A bank's profitability has an effect on its long-term survivability. A bank can retain its earnings, giving a boost to its capital cushion, or put them to work addressing problematic loans, potentially making the bank more resilient in times of trouble. However, banks that are losing money are less able to do those things.

On Bankrate's earnings test, Sallie Mae Bank scored 22 out of a possible 30, above the national average of 15.12.

One widely used way to measure a bank's earnings is return on equity, or net income (profit, essentially) divided by total equity. Sallie Mae Bank's most recent annualized quarterly return on equity was 14.50 percent, above the national average of 8.10 percent.
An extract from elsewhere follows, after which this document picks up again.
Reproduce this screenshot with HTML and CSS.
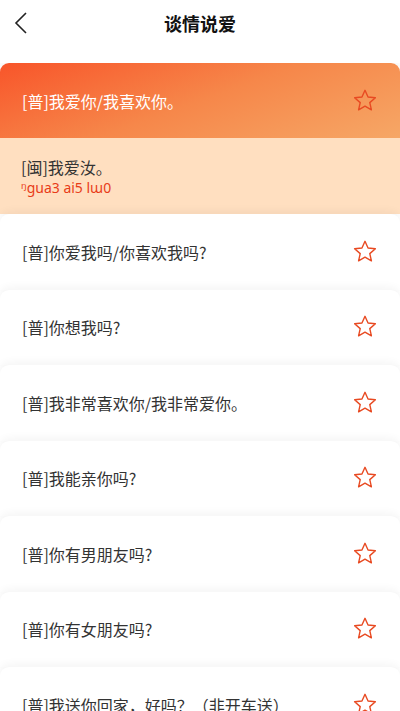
FILE: index.html
```html
<!DOCTYPE html>
<html lang="zh">
<head>
<meta charset="utf-8">
<link rel="stylesheet" href="styles.css">
</head>
<body>
<header class="topbar">
  <svg class="back" width="14" height="22" viewBox="0 0 14 22"><path d="M12 1 L2 11 L12 21" fill="none" stroke="#222" stroke-width="1.6"/></svg>
  <h1 class="title">谈情说爱</h1>
</header>
<main class="list">
  <section class="card open">
    <div class="row active">
      <span class="text">[普]我爱你/我喜欢你。</span>
      <svg class="star" viewBox="0 0 24 24"><path d="M12 2.8 L14.6 8.6 L20.9 9.2 L16.1 13.4 L17.5 19.6 L12 16.4 L6.5 19.6 L7.9 13.4 L3.1 9.2 L9.4 8.6 Z" fill="none" stroke="#e84a22" stroke-width="1.2" stroke-linejoin="round"/></svg>
    </div>
    <div class="detail">
      <div class="dtext">[闽]我爱汝。</div>
      <div class="pinyin">ᵑgua3 ai5 lɯ0</div>
    </div>
  </section>
  <section class="card"><div class="row"><span class="text">[普]你爱我吗/你喜欢我吗?</span><svg class="star" viewBox="0 0 24 24"><path d="M12 2.8 L14.6 8.6 L20.9 9.2 L16.1 13.4 L17.5 19.6 L12 16.4 L6.5 19.6 L7.9 13.4 L3.1 9.2 L9.4 8.6 Z" fill="none" stroke="#e84a22" stroke-width="1.2" stroke-linejoin="round"/></svg></div></section>
  <section class="card"><div class="row"><span class="text">[普]你想我吗?</span><svg class="star" viewBox="0 0 24 24"><path d="M12 2.8 L14.6 8.6 L20.9 9.2 L16.1 13.4 L17.5 19.6 L12 16.4 L6.5 19.6 L7.9 13.4 L3.1 9.2 L9.4 8.6 Z" fill="none" stroke="#e84a22" stroke-width="1.2" stroke-linejoin="round"/></svg></div></section>
  <section class="card"><div class="row"><span class="text">[普]我非常喜欢你/我非常爱你。</span><svg class="star" viewBox="0 0 24 24"><path d="M12 2.8 L14.6 8.6 L20.9 9.2 L16.1 13.4 L17.5 19.6 L12 16.4 L6.5 19.6 L7.9 13.4 L3.1 9.2 L9.4 8.6 Z" fill="none" stroke="#e84a22" stroke-width="1.2" stroke-linejoin="round"/></svg></div></section>
  <section class="card"><div class="row"><span class="text">[普]我能亲你吗?</span><svg class="star" viewBox="0 0 24 24"><path d="M12 2.8 L14.6 8.6 L20.9 9.2 L16.1 13.4 L17.5 19.6 L12 16.4 L6.5 19.6 L7.9 13.4 L3.1 9.2 L9.4 8.6 Z" fill="none" stroke="#e84a22" stroke-width="1.2" stroke-linejoin="round"/></svg></div></section>
  <section class="card"><div class="row"><span class="text">[普]你有男朋友吗?</span><svg class="star" viewBox="0 0 24 24"><path d="M12 2.8 L14.6 8.6 L20.9 9.2 L16.1 13.4 L17.5 19.6 L12 16.4 L6.5 19.6 L7.9 13.4 L3.1 9.2 L9.4 8.6 Z" fill="none" stroke="#e84a22" stroke-width="1.2" stroke-linejoin="round"/></svg></div></section>
  <section class="card"><div class="row"><span class="text">[普]你有女朋友吗?</span><svg class="star" viewBox="0 0 24 24"><path d="M12 2.8 L14.6 8.6 L20.9 9.2 L16.1 13.4 L17.5 19.6 L12 16.4 L6.5 19.6 L7.9 13.4 L3.1 9.2 L9.4 8.6 Z" fill="none" stroke="#e84a22" stroke-width="1.2" stroke-linejoin="round"/></svg></div></section>
  <section class="card"><div class="row"><span class="text">[普]我送你回家，好吗？（非开车送）</span><svg class="star" viewBox="0 0 24 24"><path d="M12 2.8 L14.6 8.6 L20.9 9.2 L16.1 13.4 L17.5 19.6 L12 16.4 L6.5 19.6 L7.9 13.4 L3.1 9.2 L9.4 8.6 Z" fill="none" stroke="#e84a22" stroke-width="1.2" stroke-linejoin="round"/></svg></div></section>
</main>
</body>
</html>
```
FILE: styles.css
```css
* { box-sizing: border-box; }
html, body { margin: 0; padding: 0; }
body {
  width: 400px;
  height: 711px;
  overflow: hidden;
  background: #fff;
  font-family: "Noto Sans CJK SC", "Noto Sans", sans-serif;
  color: #333;
}
.topbar {
  position: relative;
  height: 63px;
  display: flex;
  align-items: flex-start;
  justify-content: center;
  background: #fff;
}
.back {
  position: absolute;
  left: 14px;
  top: 12px;
}
.title {
  margin: 9px 0 0;
  font-size: 18px;
  font-weight: 700;
  line-height: 28px;
  color: #111;
}
.list { display: flex; flex-direction: column; }
.card {
  background: #fff;
  border-radius: 9px 9px 0 0;
  box-shadow: 0 -3px 8px rgba(0, 0, 0, 0.045);
  overflow: hidden;
}
.card.open {
  box-shadow: 0 -3px 8px rgba(0, 0, 0, 0.05);
}
.row {
  height: 75.5px;
  display: flex;
  align-items: center;
  justify-content: space-between;
  padding: 0 21px 0 22px;
}
.text {
  font-size: 16px;
  line-height: 22px;
  color: #333;
}
.row.active {
  height: 75px;
  background: linear-gradient(160deg, #f8552a 0%, #f6874a 50%, #f6a766 100%);
}
.row.active .text { color: #fff; }
.star {
  width: 28px;
  height: 28px;
  flex: none;
}
.detail {
  background: #ffdfc0;
  height: 76px;
  padding: 18px 21px 0;
}
.dtext {
  font-size: 16px;
  line-height: 22px;
  color: #333;
}
.pinyin {
  font-family: "Noto Sans", "DejaVu Sans", sans-serif;
  font-size: 14px;
  line-height: 20px;
  color: #e83c18;
}
```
The bank earned net income of $317.3 million on total equity of $2.35 billion for the twelve months ended December 31, 2017. The bank had an annualized return on average assets, or ROA, of 1.60 percent, above the 1 percent deemed satisfactory in accordance with industry standards, and above the average for U.S. banks of 1.00 percent.

WHAT IS SAFE & SOUND?

Bankrate.com's Safe & Sound Ratings provide a star rating system to evaluate the current financial status of financial institutions. The information gathered about banks, credit unions and thrifts is updated as set forth in the Terms of Use of Safe & Sound Ratings and Reports. The Safe & Sound Ratings information is grouped by categories of banks, thrifts and credit unions.

Scoring methodology

Bankrate.com evaluates the financial condition of institutions and assigns a one- to five-star rating for each with five stars representing the highest rating. Institutions with satisfactory performance will generally receive a rating of three or more stars. The majority of institutions fall into the three- to four-star range. An institution with an "NR" rating may be too new to rate or may have limited the publicly available information in their regulatory filings. The "NR" is not an indication of financial strength or weakness. The Safe & Sound rating is believed to be reliable, but the information is not guaranteed. In addition, events since the information was collected may have altered the institution's financial condition.